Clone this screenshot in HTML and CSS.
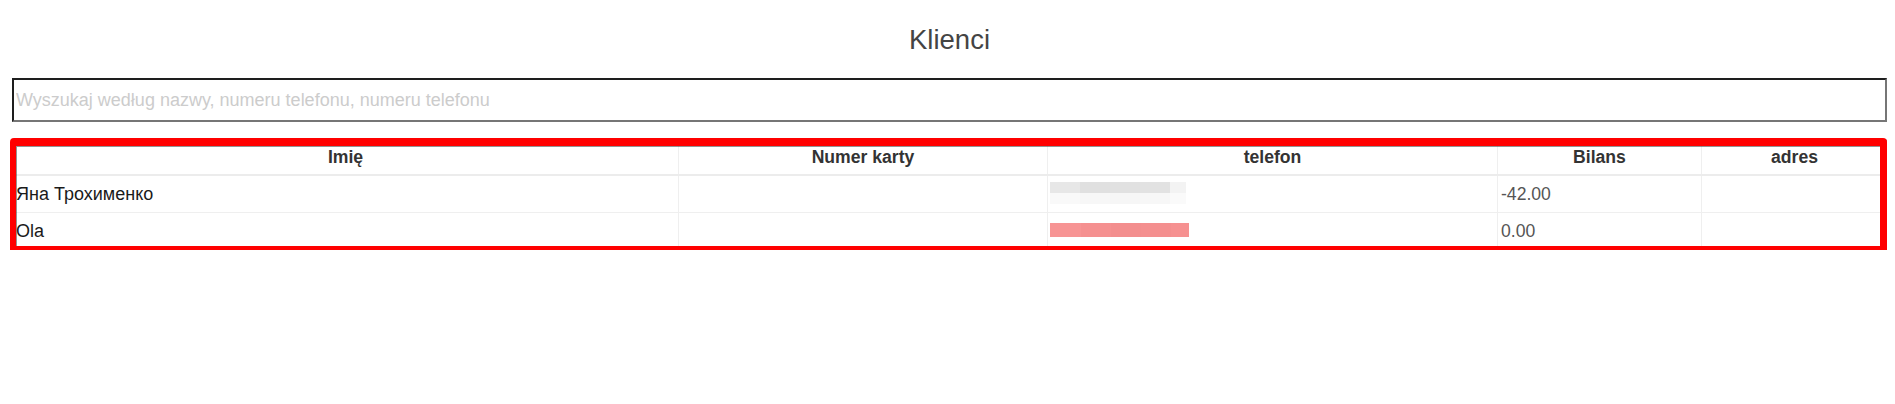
FILE: index.html
```html
<!DOCTYPE html>
<html lang="pl">
<head>
<meta charset="utf-8">
<title>Klienci</title>
<link rel="stylesheet" href="styles.css">
</head>
<body>
<div class="page">
  <h1 class="title">Klienci</h1>
  <div class="search">
    <input class="search-input" type="text" placeholder="Wyszukaj według nazwy, numeru telefonu, numeru telefonu">
  </div>
  <div class="table-wrap">
    <table class="clients">
      <colgroup>
        <col class="c-name">
        <col class="c-card">
        <col class="c-phone">
        <col class="c-balance">
        <col class="c-address">
      </colgroup>
      <thead>
        <tr>
          <th>Imię</th>
          <th>Numer karty</th>
          <th>telefon</th>
          <th>Bilans</th>
          <th>adres</th>
        </tr>
      </thead>
      <tbody>
        <tr>
          <td class="name">Яна Трохименко</td>
          <td></td>
          <td><div class="blur blur-gray"></div></td>
          <td class="num">-42.00</td>
          <td></td>
        </tr>
        <tr>
          <td class="name">Ola</td>
          <td></td>
          <td><div class="blur blur-red"></div></td>
          <td class="num">0.00</td>
          <td></td>
        </tr>
      </tbody>
    </table>
    <div class="annotation"></div>
  </div>
</div>
</body>
</html>
```
FILE: styles.css
```css
html, body {
  margin: 0;
  padding: 0;
  background: #ffffff;
}

body {
  margin: 8px;
  font-family: "Liberation Sans", Arial, Helvetica, sans-serif;
  color: #333333;
}

.page {
  padding-left: 4px;
}

.title {
  margin: 17px 0 23px;
  font-size: 27.5px;
  line-height: 30px;
  font-weight: normal;
  text-align: center;
  color: #444444;
}

.search {
  margin-bottom: 16px;
}

.search-input {
  display: block;
  box-sizing: border-box;
  width: 100%;
  height: 44px;
  margin: 0;
  padding: 1px 2px;
  border-style: solid;
  border-width: 2px;
  border-color: #1e1e1e #767676 #767676 #1e1e1e;
  font-family: "Liberation Sans", Arial, Helvetica, sans-serif;
  font-size: 18px;
  color: #333333;
  background: #ffffff;
  outline: none;
}

.search-input::placeholder {
  color: #cccccc;
}

.table-wrap {
  position: relative;
}

.clients {
  width: 100%;
  border-collapse: collapse;
  table-layout: fixed;
  font-size: 17.6px;
}

.c-name { width: 666px; }
.c-card { width: 369px; }
.c-phone { width: 450px; }
.c-balance { width: 204px; }
.c-address { width: 186px; }

.clients th {
  padding: 7px 3px 5px;
  line-height: 24px;
  font-weight: bold;
  text-align: center;
  color: #333333;
  border-left: 1px solid #efefef;
  border-right: 1px solid #efefef;
  border-bottom: 2px solid #ececec;
}

.clients td {
  padding: 6px 3px;
  line-height: 24px;
  text-align: left;
  vertical-align: top;
  border: 1px solid #efefef;
  height: 24px;
}

.clients td.name {
  color: #1a1a1a;
  font-size: 18px;
}

.clients td.num {
  color: #555555;
}

.blur {
  margin-left: -1px;
}

.blur-gray {
  width: 136px;
  height: 22px;
  background:
    linear-gradient(to right, #e7e7e7 0 30px, #e0e0e0 30px 60px, #e1e1e1 60px 90px, #e2e2e2 90px 120px, #f3f3f3 120px) top / 100% 11px no-repeat,
    linear-gradient(to right, #f9f9f9 0 30px, #f7f7f7 30px 60px, #f6f6f6 60px 90px, #f7f7f7 90px 120px, #fafafa 120px) bottom / 100% 11px no-repeat;
}

.blur-red {
  width: 139px;
  height: 14px;
  margin-top: 4px;
  background: linear-gradient(to right, #f79494 0 31px, #f59090 31px 61px, #f38e8e 61px 91px, #f48f8f 91px 121px, #f69191 121px);
}

.annotation {
  position: absolute;
  left: -2px;
  top: 0;
  width: 1877px;
  height: 116px;
  box-sizing: border-box;
  border-style: solid;
  border-color: #ff0000;
  border-width: 8px 7px 8px 6px;
  border-radius: 4px;
  filter: drop-shadow(1px 1px 0 rgba(60, 60, 60, 0.55));
  pointer-events: none;
}
```
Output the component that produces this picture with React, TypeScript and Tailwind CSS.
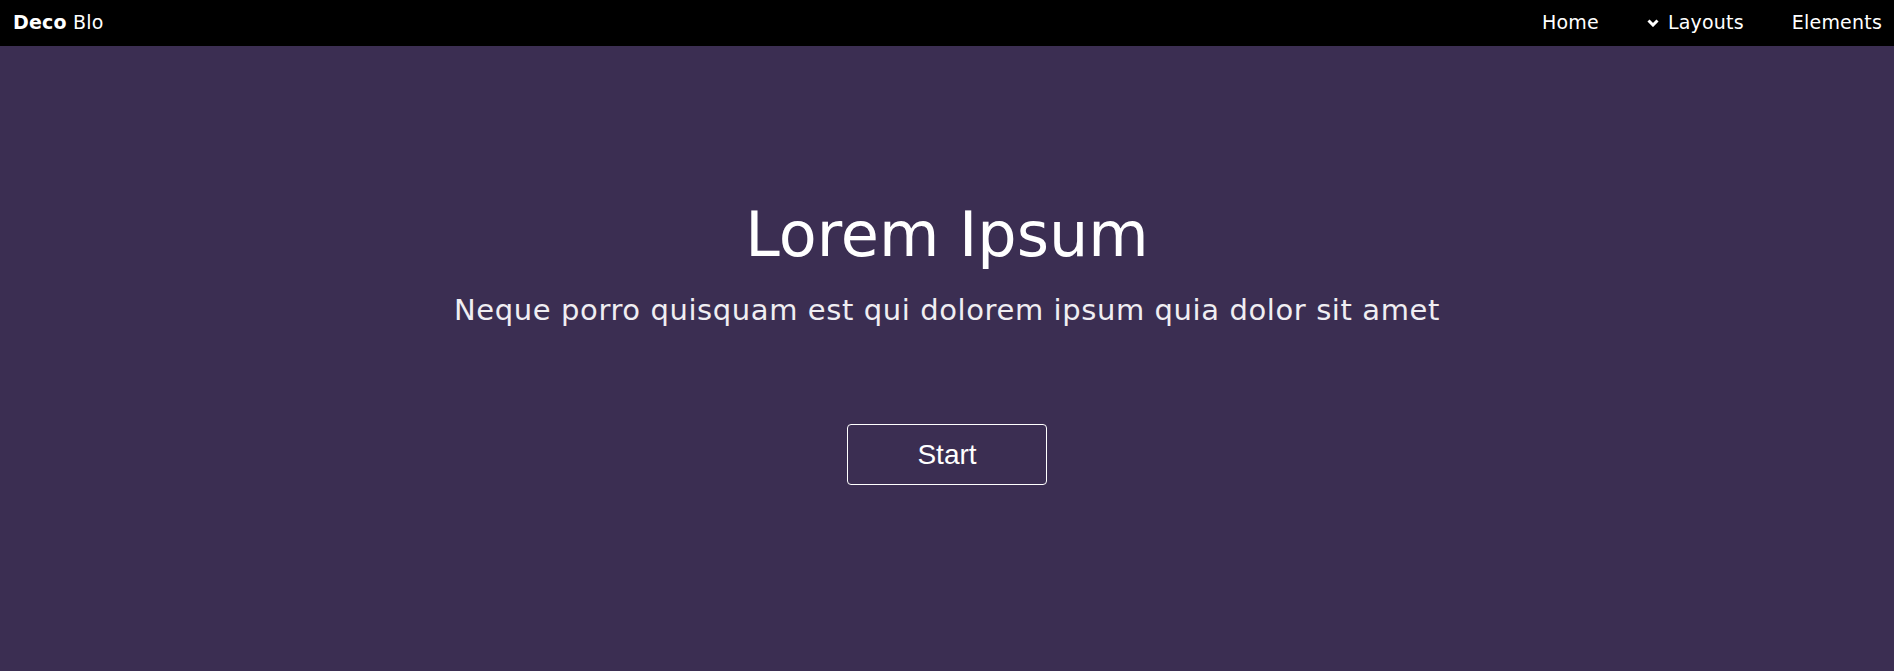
import React from "react";

export default function App() {
  const verdana = { fontFamily: '"DejaVu Sans", Verdana, sans-serif' };
  return (
    <div className="w-full min-h-[671px] flex flex-col" style={verdana}>
      <nav className="h-[46px] bg-black flex items-center justify-between pl-[13px] pr-[12px] text-white text-[19px] leading-[19px] font-['DejaVu_Sans',Verdana,sans-serif]">
        <div className="whitespace-nowrap pb-[2px] tracking-[0.2px]">
          <span className="font-bold">Deco</span> Blo
        </div>
        <div className="flex items-center gap-[48px] pb-[2px] tracking-[0.2px]">
          <a className="whitespace-nowrap">Home</a>
          <a className="flex items-center gap-[9px] whitespace-nowrap">
            <svg width="12" height="8" viewBox="0 0 12 8" className="mt-[1px]">
              <polyline points="1.5,1.5 6,6 10.5,1.5" fill="none" stroke="white" strokeWidth="3" strokeLinecap="butt" strokeLinejoin="miter" />
            </svg>
            Layouts
          </a>
          <a className="whitespace-nowrap">Elements</a>
        </div>
      </nav>
      <main className="flex-1 h-[625px] bg-[#3b2e52] flex flex-col items-center pt-[158px]">
        <h1 className="text-white text-[62px] leading-[62px] font-['DejaVu_Sans',Verdana,sans-serif] font-normal whitespace-nowrap">
          Lorem Ipsum
        </h1>
        <p className="mt-[30px] text-[#f0eef2] text-[29px] leading-[29px] tracking-[0.6px] font-['DejaVu_Sans',Verdana,sans-serif] whitespace-nowrap">
          Neque porro quisquam est qui dolorem ipsum quia dolor sit amet
        </p>
        <button className="mt-[99px] w-[200px] h-[61px] border border-white rounded-[4px] text-white text-[28px] font-['Liberation_Sans',Arial,sans-serif] flex items-center justify-center bg-transparent">
          Start
        </button>
      </main>
    </div>
  );
}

*What to produce*:
Your task is to set down the records shown above exactly, minus any pictures.

*Output of the task*:
Clone this screenshot in HTML and CSS.
FILE: index.html
```html
<!DOCTYPE html>
<html lang="pl">
<head>
<meta charset="utf-8">
<title>Klienci</title>
<link rel="stylesheet" href="styles.css">
</head>
<body>
<div class="page">
  <h1 class="title">Klienci</h1>
  <div class="search">
    <input class="search-input" type="text" placeholder="Wyszukaj według nazwy, numeru telefonu, numeru telefonu">
  </div>
  <div class="table-wrap">
    <table class="clients">
      <colgroup>
        <col class="c-name">
        <col class="c-card">
        <col class="c-phone">
        <col class="c-balance">
        <col class="c-address">
      </colgroup>
      <thead>
        <tr>
          <th>Imię</th>
          <th>Numer karty</th>
          <th>telefon</th>
          <th>Bilans</th>
          <th>adres</th>
        </tr>
      </thead>
      <tbody>
        <tr>
          <td class="name">Яна Трохименко</td>
          <td></td>
          <td><div class="blur blur-gray"></div></td>
          <td class="num">-42.00</td>
          <td></td>
        </tr>
        <tr>
          <td class="name">Ola</td>
          <td></td>
          <td><div class="blur blur-red"></div></td>
          <td class="num">0.00</td>
          <td></td>
        </tr>
      </tbody>
    </table>
    <div class="annotation"></div>
  </div>
</div>
</body>
</html>
```
FILE: styles.css
```css
html, body {
  margin: 0;
  padding: 0;
  background: #ffffff;
}

body {
  margin: 8px;
  font-family: "Liberation Sans", Arial, Helvetica, sans-serif;
  color: #333333;
}

.page {
  padding-left: 4px;
}

.title {
  margin: 17px 0 23px;
  font-size: 27.5px;
  line-height: 30px;
  font-weight: normal;
  text-align: center;
  color: #444444;
}

.search {
  margin-bottom: 16px;
}

.search-input {
  display: block;
  box-sizing: border-box;
  width: 100%;
  height: 44px;
  margin: 0;
  padding: 1px 2px;
  border-style: solid;
  border-width: 2px;
  border-color: #1e1e1e #767676 #767676 #1e1e1e;
  font-family: "Liberation Sans", Arial, Helvetica, sans-serif;
  font-size: 18px;
  color: #333333;
  background: #ffffff;
  outline: none;
}

.search-input::placeholder {
  color: #cccccc;
}

.table-wrap {
  position: relative;
}

.clients {
  width: 100%;
  border-collapse: collapse;
  table-layout: fixed;
  font-size: 17.6px;
}

.c-name { width: 666px; }
.c-card { width: 369px; }
.c-phone { width: 450px; }
.c-balance { width: 204px; }
.c-address { width: 186px; }

.clients th {
  padding: 7px 3px 5px;
  line-height: 24px;
  font-weight: bold;
  text-align: center;
  color: #333333;
  border-left: 1px solid #efefef;
  border-right: 1px solid #efefef;
  border-bottom: 2px solid #ececec;
}

.clients td {
  padding: 6px 3px;
  line-height: 24px;
  text-align: left;
  vertical-align: top;
  border: 1px solid #efefef;
  height: 24px;
}

.clients td.name {
  color: #1a1a1a;
  font-size: 18px;
}

.clients td.num {
  color: #555555;
}

.blur {
  margin-left: -1px;
}

.blur-gray {
  width: 136px;
  height: 22px;
  background:
    linear-gradient(to right, #e7e7e7 0 30px, #e0e0e0 30px 60px, #e1e1e1 60px 90px, #e2e2e2 90px 120px, #f3f3f3 120px) top / 100% 11px no-repeat,
    linear-gradient(to right, #f9f9f9 0 30px, #f7f7f7 30px 60px, #f6f6f6 60px 90px, #f7f7f7 90px 120px, #fafafa 120px) bottom / 100% 11px no-repeat;
}

.blur-red {
  width: 139px;
  height: 14px;
  margin-top: 4px;
  background: linear-gradient(to right, #f79494 0 31px, #f59090 31px 61px, #f38e8e 61px 91px, #f48f8f 91px 121px, #f69191 121px);
}

.annotation {
  position: absolute;
  left: -2px;
  top: 0;
  width: 1877px;
  height: 116px;
  box-sizing: border-box;
  border-style: solid;
  border-color: #ff0000;
  border-width: 8px 7px 8px 6px;
  border-radius: 4px;
  filter: drop-shadow(1px 1px 0 rgba(60, 60, 60, 0.55));
  pointer-events: none;
}
```
Output the component that produces this picture with React, TypeScript and Tailwind CSS.
import React from "react";

export default function App() {
  const verdana = { fontFamily: '"DejaVu Sans", Verdana, sans-serif' };
  return (
    <div className="w-full min-h-[671px] flex flex-col" style={verdana}>
      <nav className="h-[46px] bg-black flex items-center justify-between pl-[13px] pr-[12px] text-white text-[19px] leading-[19px] font-['DejaVu_Sans',Verdana,sans-serif]">
        <div className="whitespace-nowrap pb-[2px] tracking-[0.2px]">
          <span className="font-bold">Deco</span> Blo
        </div>
        <div className="flex items-center gap-[48px] pb-[2px] tracking-[0.2px]">
          <a className="whitespace-nowrap">Home</a>
          <a className="flex items-center gap-[9px] whitespace-nowrap">
            <svg width="12" height="8" viewBox="0 0 12 8" className="mt-[1px]">
              <polyline points="1.5,1.5 6,6 10.5,1.5" fill="none" stroke="white" strokeWidth="3" strokeLinecap="butt" strokeLinejoin="miter" />
            </svg>
            Layouts
          </a>
          <a className="whitespace-nowrap">Elements</a>
        </div>
      </nav>
      <main className="flex-1 h-[625px] bg-[#3b2e52] flex flex-col items-center pt-[158px]">
        <h1 className="text-white text-[62px] leading-[62px] font-['DejaVu_Sans',Verdana,sans-serif] font-normal whitespace-nowrap">
          Lorem Ipsum
        </h1>
        <p className="mt-[30px] text-[#f0eef2] text-[29px] leading-[29px] tracking-[0.6px] font-['DejaVu_Sans',Verdana,sans-serif] whitespace-nowrap">
          Neque porro quisquam est qui dolorem ipsum quia dolor sit amet
        </p>
        <button className="mt-[99px] w-[200px] h-[61px] border border-white rounded-[4px] text-white text-[28px] font-['Liberation_Sans',Arial,sans-serif] flex items-center justify-center bg-transparent">
          Start
        </button>
      </main>
    </div>
  );
}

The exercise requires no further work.